§ **WORK INSTRUCTIONS**:
A faithful transcription of all the data is required.

+---+

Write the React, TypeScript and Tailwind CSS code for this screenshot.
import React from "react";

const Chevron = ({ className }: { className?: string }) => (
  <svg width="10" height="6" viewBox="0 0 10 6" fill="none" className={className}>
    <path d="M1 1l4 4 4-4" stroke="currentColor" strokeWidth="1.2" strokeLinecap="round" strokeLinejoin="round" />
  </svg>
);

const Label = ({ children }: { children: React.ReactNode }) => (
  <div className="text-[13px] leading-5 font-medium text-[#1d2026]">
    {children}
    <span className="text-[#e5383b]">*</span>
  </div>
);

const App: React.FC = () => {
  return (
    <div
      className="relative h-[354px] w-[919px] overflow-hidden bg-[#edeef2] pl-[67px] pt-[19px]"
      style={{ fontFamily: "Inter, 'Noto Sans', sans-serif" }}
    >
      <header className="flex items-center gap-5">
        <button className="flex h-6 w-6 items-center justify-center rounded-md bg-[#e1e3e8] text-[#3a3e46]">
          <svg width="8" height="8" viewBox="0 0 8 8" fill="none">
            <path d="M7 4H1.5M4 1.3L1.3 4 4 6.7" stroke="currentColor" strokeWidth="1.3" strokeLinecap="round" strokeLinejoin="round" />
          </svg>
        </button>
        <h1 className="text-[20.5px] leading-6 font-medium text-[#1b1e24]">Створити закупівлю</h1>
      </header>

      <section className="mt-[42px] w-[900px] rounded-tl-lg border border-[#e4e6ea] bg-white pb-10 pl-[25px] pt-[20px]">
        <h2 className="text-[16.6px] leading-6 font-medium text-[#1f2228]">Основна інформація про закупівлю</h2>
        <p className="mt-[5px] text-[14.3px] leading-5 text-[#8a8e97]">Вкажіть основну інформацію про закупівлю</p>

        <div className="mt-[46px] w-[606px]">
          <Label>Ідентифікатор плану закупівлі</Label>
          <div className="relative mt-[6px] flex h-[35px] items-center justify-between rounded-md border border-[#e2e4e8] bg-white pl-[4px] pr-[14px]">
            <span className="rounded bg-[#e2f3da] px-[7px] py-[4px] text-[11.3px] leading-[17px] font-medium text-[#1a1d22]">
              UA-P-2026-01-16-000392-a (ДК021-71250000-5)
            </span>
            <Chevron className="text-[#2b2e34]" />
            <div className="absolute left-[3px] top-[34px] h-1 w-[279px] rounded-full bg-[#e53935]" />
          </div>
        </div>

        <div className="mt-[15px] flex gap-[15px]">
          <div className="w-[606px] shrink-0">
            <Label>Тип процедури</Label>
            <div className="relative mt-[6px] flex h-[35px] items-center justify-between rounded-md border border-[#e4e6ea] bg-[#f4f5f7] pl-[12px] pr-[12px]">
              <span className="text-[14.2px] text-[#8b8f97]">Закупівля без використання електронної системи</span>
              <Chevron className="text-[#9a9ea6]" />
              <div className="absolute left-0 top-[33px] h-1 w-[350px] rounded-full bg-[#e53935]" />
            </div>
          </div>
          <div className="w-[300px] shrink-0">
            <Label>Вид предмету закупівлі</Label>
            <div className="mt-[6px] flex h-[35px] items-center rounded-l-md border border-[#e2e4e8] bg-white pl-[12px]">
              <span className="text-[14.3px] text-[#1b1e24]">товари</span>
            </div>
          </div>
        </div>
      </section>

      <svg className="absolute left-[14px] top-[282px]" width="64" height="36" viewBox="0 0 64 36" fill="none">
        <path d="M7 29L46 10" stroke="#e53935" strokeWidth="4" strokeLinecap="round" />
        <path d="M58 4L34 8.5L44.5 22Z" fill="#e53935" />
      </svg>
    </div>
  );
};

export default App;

+---+

§ **EXERCISE OUTPUT**:
Write the React, TypeScript and Tailwind CSS code for this screenshot.
import React from "react";

const Chevron = ({ className }: { className?: string }) => (
  <svg width="10" height="6" viewBox="0 0 10 6" fill="none" className={className}>
    <path d="M1 1l4 4 4-4" stroke="currentColor" strokeWidth="1.2" strokeLinecap="round" strokeLinejoin="round" />
  </svg>
);

const Label = ({ children }: { children: React.ReactNode }) => (
  <div className="text-[13px] leading-5 font-medium text-[#1d2026]">
    {children}
    <span className="text-[#e5383b]">*</span>
  </div>
);

const App: React.FC = () => {
  return (
    <div
      className="relative h-[354px] w-[919px] overflow-hidden bg-[#edeef2] pl-[67px] pt-[19px]"
      style={{ fontFamily: "Inter, 'Noto Sans', sans-serif" }}
    >
      <header className="flex items-center gap-5">
        <button className="flex h-6 w-6 items-center justify-center rounded-md bg-[#e1e3e8] text-[#3a3e46]">
          <svg width="8" height="8" viewBox="0 0 8 8" fill="none">
            <path d="M7 4H1.5M4 1.3L1.3 4 4 6.7" stroke="currentColor" strokeWidth="1.3" strokeLinecap="round" strokeLinejoin="round" />
          </svg>
        </button>
        <h1 className="text-[20.5px] leading-6 font-medium text-[#1b1e24]">Створити закупівлю</h1>
      </header>

      <section className="mt-[42px] w-[900px] rounded-tl-lg border border-[#e4e6ea] bg-white pb-10 pl-[25px] pt-[20px]">
        <h2 className="text-[16.6px] leading-6 font-medium text-[#1f2228]">Основна інформація про закупівлю</h2>
        <p className="mt-[5px] text-[14.3px] leading-5 text-[#8a8e97]">Вкажіть основну інформацію про закупівлю</p>

        <div className="mt-[46px] w-[606px]">
          <Label>Ідентифікатор плану закупівлі</Label>
          <div className="relative mt-[6px] flex h-[35px] items-center justify-between rounded-md border border-[#e2e4e8] bg-white pl-[4px] pr-[14px]">
            <span className="rounded bg-[#e2f3da] px-[7px] py-[4px] text-[11.3px] leading-[17px] font-medium text-[#1a1d22]">
              UA-P-2026-01-16-000392-a (ДК021-71250000-5)
            </span>
            <Chevron className="text-[#2b2e34]" />
            <div className="absolute left-[3px] top-[34px] h-1 w-[279px] rounded-full bg-[#e53935]" />
          </div>
        </div>

        <div className="mt-[15px] flex gap-[15px]">
          <div className="w-[606px] shrink-0">
            <Label>Тип процедури</Label>
            <div className="relative mt-[6px] flex h-[35px] items-center justify-between rounded-md border border-[#e4e6ea] bg-[#f4f5f7] pl-[12px] pr-[12px]">
              <span className="text-[14.2px] text-[#8b8f97]">Закупівля без використання електронної системи</span>
              <Chevron className="text-[#9a9ea6]" />
              <div className="absolute left-0 top-[33px] h-1 w-[350px] rounded-full bg-[#e53935]" />
            </div>
          </div>
          <div className="w-[300px] shrink-0">
            <Label>Вид предмету закупівлі</Label>
            <div className="mt-[6px] flex h-[35px] items-center rounded-l-md border border-[#e2e4e8] bg-white pl-[12px]">
              <span className="text-[14.3px] text-[#1b1e24]">товари</span>
            </div>
          </div>
        </div>
      </section>

      <svg className="absolute left-[14px] top-[282px]" width="64" height="36" viewBox="0 0 64 36" fill="none">
        <path d="M7 29L46 10" stroke="#e53935" strokeWidth="4" strokeLinecap="round" />
        <path d="M58 4L34 8.5L44.5 22Z" fill="#e53935" />
      </svg>
    </div>
  );
};

export default App;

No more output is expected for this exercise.